◆ SET EXERCISE
Pull out every line below that holds the word "with".
** Begin RECORDS SHOWN **
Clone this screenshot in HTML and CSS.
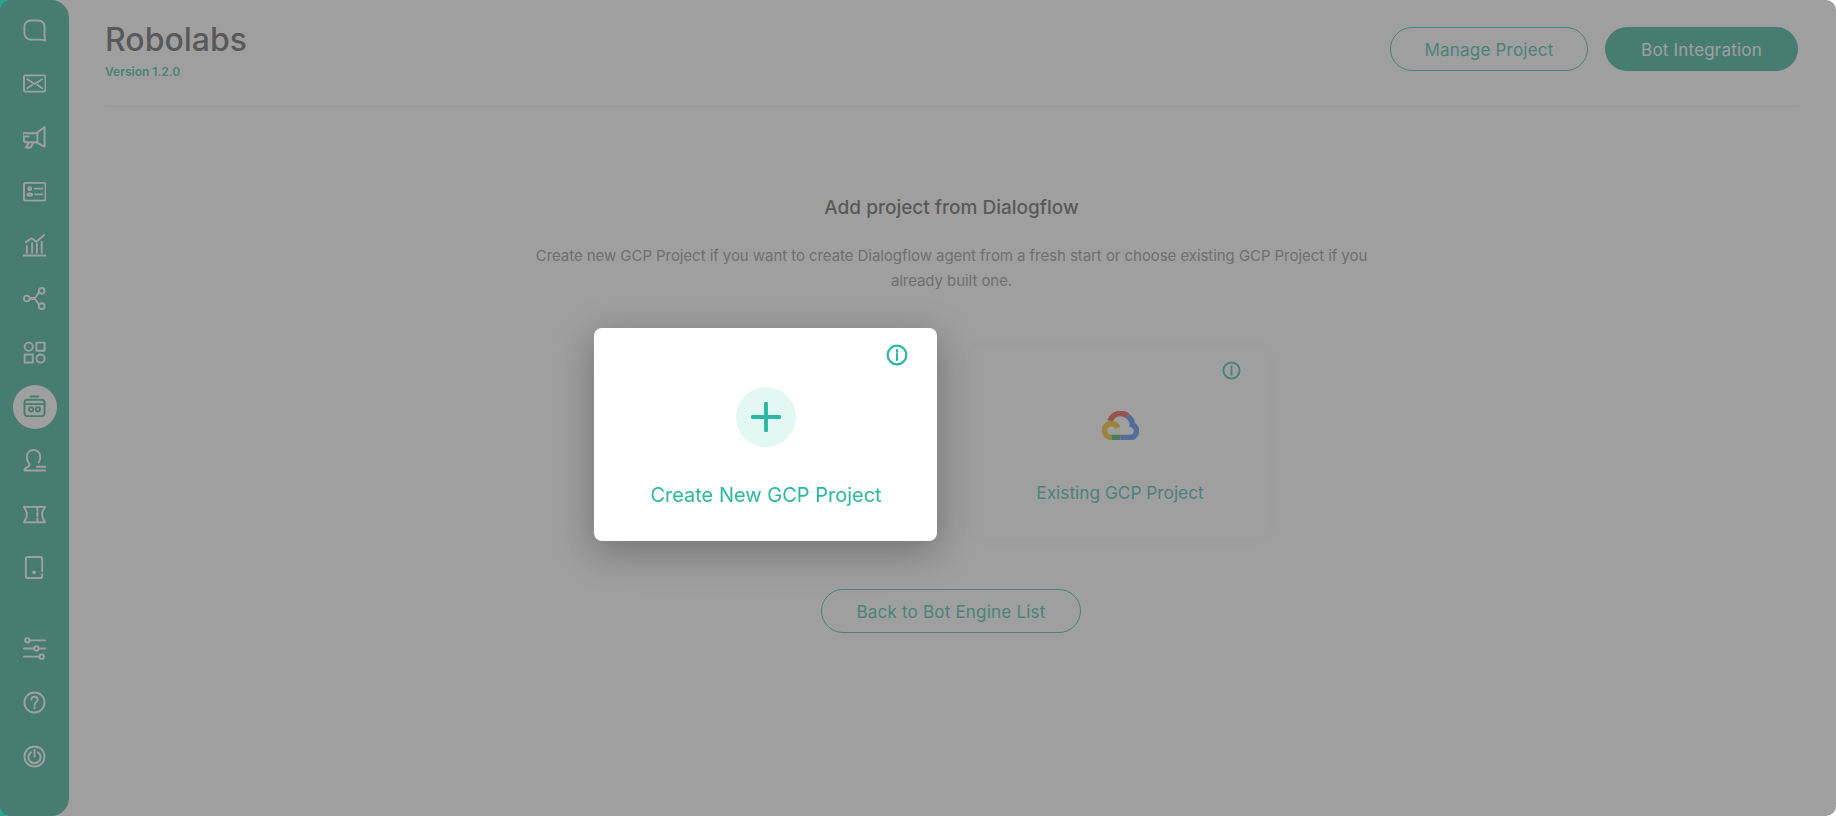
FILE: index.html
```html
<!DOCTYPE html>
<html lang="en">
<head>
<meta charset="utf-8">
<title>Robolabs</title>
<link rel="stylesheet" href="styles.css">
</head>
<body>

<div class="app">

  <aside class="sidebar">
    <nav class="nav-top">
      <a class="nav-item"><svg class="ico" viewBox="0 0 24 24"><path d="M8 1.500h8a6.500 6.500 0 0 1 6.500 6.500v8.500c0 2 .2 4 .9 6-2-.8-4.400-1-6.400-1H8A6.500 6.500 0 0 1 1.500 15V8A6.500 6.500 0 0 1 8 1.500z"/></svg></a>
      <a class="nav-item"><svg class="ico" viewBox="0 0 24 24"><rect x="1" y="3.500" width="22.500" height="17" rx="2"/><path d="M4.500 7.500l7.700 5 7.700-5M4.500 17l5-3.500M20 17l-5-3.500"/></svg></a>
      <a class="nav-item"><svg class="ico" viewBox="0 0 24 24"><path d="M22.500 1v20.500L14 17H3.500A2.500 2.500 0 0 1 1 14.500v-2A2.500 2.500 0 0 1 3.500 7.500H14zM15 7v10M6 11h-5M6.500 17L3 22.500h5L11 17"/></svg></a>
      <a class="nav-item"><svg class="ico" viewBox="0 0 24 24"><rect x="1" y="3" width="22.500" height="18.500" rx="2"/><path d="M12.500 9h7.500M12.500 15h7.500"/><circle cx="7" cy="9" r="1.500"/><path d="M4.500 15.500c0-1 1-1.500 2.500-1.500s2.500.5 2.500 1.500c0 .5-1 1-2.500 1s-2.500-.5-2.500-1z"/></svg></a>
      <a class="nav-item"><svg class="ico" viewBox="0 0 24 24"><path d="M.5 22.500h23M4 19.500v-7M9.500 19.500V9.500M14.500 19.500v-9M19.500 19.500V8M3 8.500l6-4 5 3.500 8-7"/></svg></a>
      <a class="nav-item"><svg class="ico" viewBox="0 0 24 24"><circle cx="4" cy="12" r="3"/><circle cx="19.500" cy="4" r="3"/><circle cx="19.500" cy="20" r="3"/><path d="M7 11.500L12.500 11.500 16.800 5.500M7 12.500l5.500 0 4.300 6"/></svg></a>
      <a class="nav-item"><svg class="ico" viewBox="0 0 24 24"><circle cx="6" cy="6" r="4.300"/><rect x="14" y="1.700" width="8.500" height="8.500"/><rect x="1.700" y="14" width="8.500" height="8.500"/><circle cx="18.300" cy="18.300" r="4.300"/></svg></a>
      <a class="nav-item active"><svg class="ico" viewBox="0 0 24 24"><path d="M8 1.500h8"/><rect x="1.500" y="5" width="21" height="17" rx="3"/><path d="M1.500 9.500h21"/><circle cx="8.500" cy="15" r="2.200"/><circle cx="15.500" cy="15" r="2.200"/></svg></a>
      <a class="nav-item"><svg class="ico" viewBox="0 0 24 24"><path d="M15 22.500H1.500c0-2 1.500-3 3-3.500 2-.7 2.500-2 2-3.500C5 13 4 11 4 8.500 4 4 7 1 11 1s7 3 7 7.500c0 2-.7 4-1.700 5.500"/><path d="M14.500 18.500h9M14.500 22.500h9"/></svg></a>
      <a class="nav-item"><svg class="ico" viewBox="0 0 24 24"><path d="M1 4h22l-2 3.500c-1 1.500-1 3-1 4.500s0 3 1 4.500L23 20H1l2-3.500c1-1.500 1-3 1-4.500s0-3-1-4.500zM15 4v4M15 10.500v3M15 16v4"/></svg></a>
      <a class="nav-item"><svg class="ico" viewBox="0 0 24 24"><path d="M20 19v2a2 2 0 0 1-2 2H5a2 2 0 0 1-2-2V3a2 2 0 0 1 2-2h13a2 2 0 0 1 2 2v13"/><circle cx="11.500" cy="17" r="1" class="dot"/></svg></a>
    </nav>
    <nav class="nav-bottom">
      <a class="nav-item"><svg class="ico" viewBox="0 0 24 24"><circle cx="4.500" cy="3.500" r="2.300"/><path d="M7 3.500h16M1 12h10M17 12h6M1 20.500h16"/><circle cx="14" cy="12" r="2.300"/><circle cx="19.500" cy="20.500" r="2.300"/></svg></a>
      <a class="nav-item"><svg class="ico" viewBox="0 0 24 24"><circle cx="12" cy="12" r="10.500"/><path d="M8.700 9.200c0-2 1.500-3.200 3.300-3.200s3.300 1.200 3.300 3c0 2.700-3.300 2.700-3.300 5.500"/><path d="M12 17v1"/></svg></a>
      <a class="nav-item"><svg class="ico" viewBox="0 0 24 24"><circle cx="12" cy="12" r="10.500"/><path d="M8.500 7.500a6.300 6.300 0 1 0 7 0M12 5v7"/></svg></a>
    </nav>
  </aside>

  <main class="content">
    <header class="top">
      <div>
        <h1 class="title">Robolabs</h1>
        <div class="version">Version 1.2.0</div>
      </div>
      <div class="top-btns">
        <a class="btn btn-line btn-manage">Manage Project</a>
        <a class="btn btn-fill">Bot Integration</a>
      </div>
    </header>

    <section class="add">
      <h2 class="add-title">Add project from Dialogflow</h2>
      <p class="add-text">Create new GCP Project if you want to create Dialogflow agent from a fresh start or choose existing GCP Project if you already built one.</p>

      <div class="cards">
        <div class="card card-existing">
          <svg class="info" viewBox="0 0 20 20"><circle cx="10" cy="10" r="8.500"/><path d="M10 9v5.500M10 5.500v1.500"/></svg>
          <svg class="gcp" viewBox="0 0 37 29">
            <path class="g-red" d="M8 10A11 11 0 0 1 25.500 5"/>
            <path class="g-yellow" d="M9.500 26.500A7 7 0 1 1 16 17"/>
            <path class="g-green" d="M9.500 26.500H18.500"/>
            <path class="g-blue" d="M18.500 26.500H28a6.500 6.500 0 0 0 2.300-12.600A11 11 0 0 0 25.500 5"/>
          </svg>
          <div class="card-label">Existing GCP Project</div>
        </div>
      </div>

      <a class="btn btn-line btn-back">Back to Bot Engine List</a>
    </section>
  </main>

</div>

<div class="overlay">
  <div class="card card-new">
    <svg class="info" viewBox="0 0 20 20"><circle cx="10" cy="10" r="8.500"/><path d="M10 9v5.500M10 5.500v1.500"/></svg>
    <div class="plus">
      <svg viewBox="0 0 28 28"><path d="M14 1.500v25M1.500 14h25"/></svg>
    </div>
    <div class="card-label">Create New GCP Project</div>
  </div>
</div>

</body>
</html>
```

FILE: styles.css
```css
* { box-sizing: border-box; }
html, body { margin: 0; height: 100%; overflow: hidden; }
body { font-family: Inter, "Liberation Sans", sans-serif; background: #fff; color: #505050; }

.app { display: flex; height: 816px; background: #fff; }

/* sidebar */
.sidebar { width: 69px; flex: none; display: flex; flex-direction: column; justify-content: space-between; padding: 8px 0 0; background: #25a98f; border-radius: 0 18px 18px 0; }
.nav-top, .nav-bottom { display: flex; flex-direction: column; align-items: center; }
.nav-bottom { padding-bottom: 38px; gap: 10px; }
.nav-item { width: 44px; height: 44px; margin-bottom: 9.800px; display: flex; align-items: center; justify-content: center; border-radius: 50%; color: #fff; }
.nav-bottom .nav-item { margin-bottom: 0; }
.nav-item.active { background: #fff; color: #25a98f; }
.ico { width: 23px; height: 23px; fill: none; stroke: currentColor; stroke-width: 2; stroke-linecap: round; stroke-linejoin: round; }
.ico .dot { fill: currentColor; }

/* main */
.content { flex: 1; padding: 0 38px 0 36px; }
.top { display: flex; justify-content: space-between; height: 107px; border-bottom: 1px solid #f0f0f0; padding-top: 22px; }
.title { margin: 0; font-size: 32px; font-weight: 500; line-height: 36px; color: #505050; }
.version { margin-top: 6px; font-size: 12px; font-weight: 600; line-height: 15px; color: #2bb8a0; }
.top-btns { display: flex; gap: 17px; padding-top: 5px; }

.btn { height: 44px; padding-top: 1px; display: inline-flex; align-items: center; justify-content: center; border-radius: 22px; font-size: 17px; letter-spacing: .2px; color: #2bb8a0; }
.btn-line { border: 1px solid #2bb8a0; background: #fff; }
.btn-fill { width: 193px; background: #25a98f; color: #fff; }
.btn-manage { width: 198px; }
.btn-back { width: 260px; margin-right: 1px; }

.add { display: flex; flex-direction: column; align-items: center; padding-top: 90px; }
.add-title { margin: 0; font-size: 19px; font-weight: 500; line-height: 22px; color: #505050; }
.add-text { width: 850px; margin: 24px 0 0; font-size: 15px; letter-spacing: -.06px; line-height: 25px; text-align: center; color: #888; }

.cards { width: 100%; height: 193px; margin-top: 54px; margin-bottom: 49px; display: flex; justify-content: center; }
.card { position: relative; display: flex; flex-direction: column; align-items: center; background: #fff; }
.card-label { font-size: 17.300px; color: #2bb8a0; }
.info { position: absolute; fill: none; stroke: #2bb8a0; stroke-width: 2; stroke-linecap: round; }

.card-existing { width: 298px; height: 190px; margin-left: 337px; padding-top: 64px; border-radius: 8px; box-shadow: 0 0 20px rgba(0, 0, 0, .05); }
.card-existing .info { top: 14px; right: 28px; width: 19px; height: 19px; }
.card-existing .card-label { margin-top: 42px; }
.gcp { width: 37px; height: 29px; flex: none; fill: none; stroke-width: 5.600; }
.g-red { stroke: #ea4335; }
.g-blue { stroke: #4285f4; }
.g-green { stroke: #34a853; }
.g-yellow { stroke: #fbbc05; }

/* overlay with the highlighted card */
.overlay { position: fixed; inset: 0; background: rgba(95, 95, 95, .6); border-radius: 10px; }
.card-new { position: absolute; left: 594px; top: 328px; width: 343px; height: 213px; padding: 59px 0 0 1px; border-radius: 8px; box-shadow: 0 10px 40px rgba(0, 0, 0, .3); }
.card-new .info { top: 16px; right: 29px; width: 22px; height: 22px; }
.card-new .card-label { margin-top: 36px; font-size: 20px; }
.plus { width: 60px; height: 60px; display: flex; align-items: center; justify-content: center; border-radius: 50%; background: #e3f7f3; }
.plus svg { width: 30px; height: 30px; fill: none; stroke: #2bb8a0; stroke-width: 3.600; stroke-linecap: round; }
```
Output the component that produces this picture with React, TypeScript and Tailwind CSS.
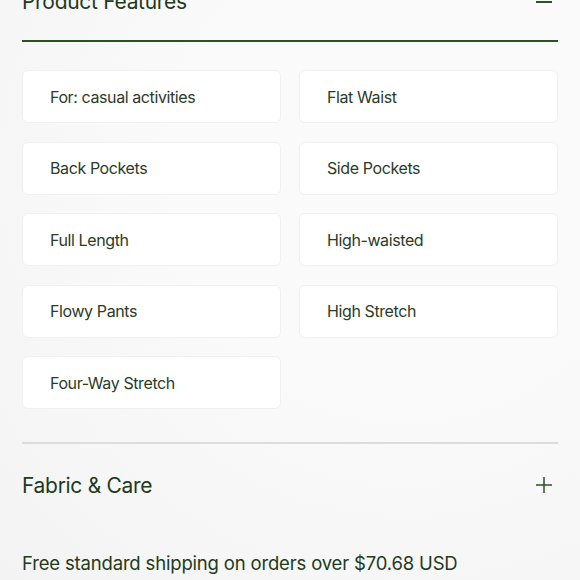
** End RECORDS SHOWN **
◆ RESPONSE TO THIS EXERCISE
/* overlay with the highlighted card */
Output the component that produces this picture with React, TypeScript and Tailwind CSS.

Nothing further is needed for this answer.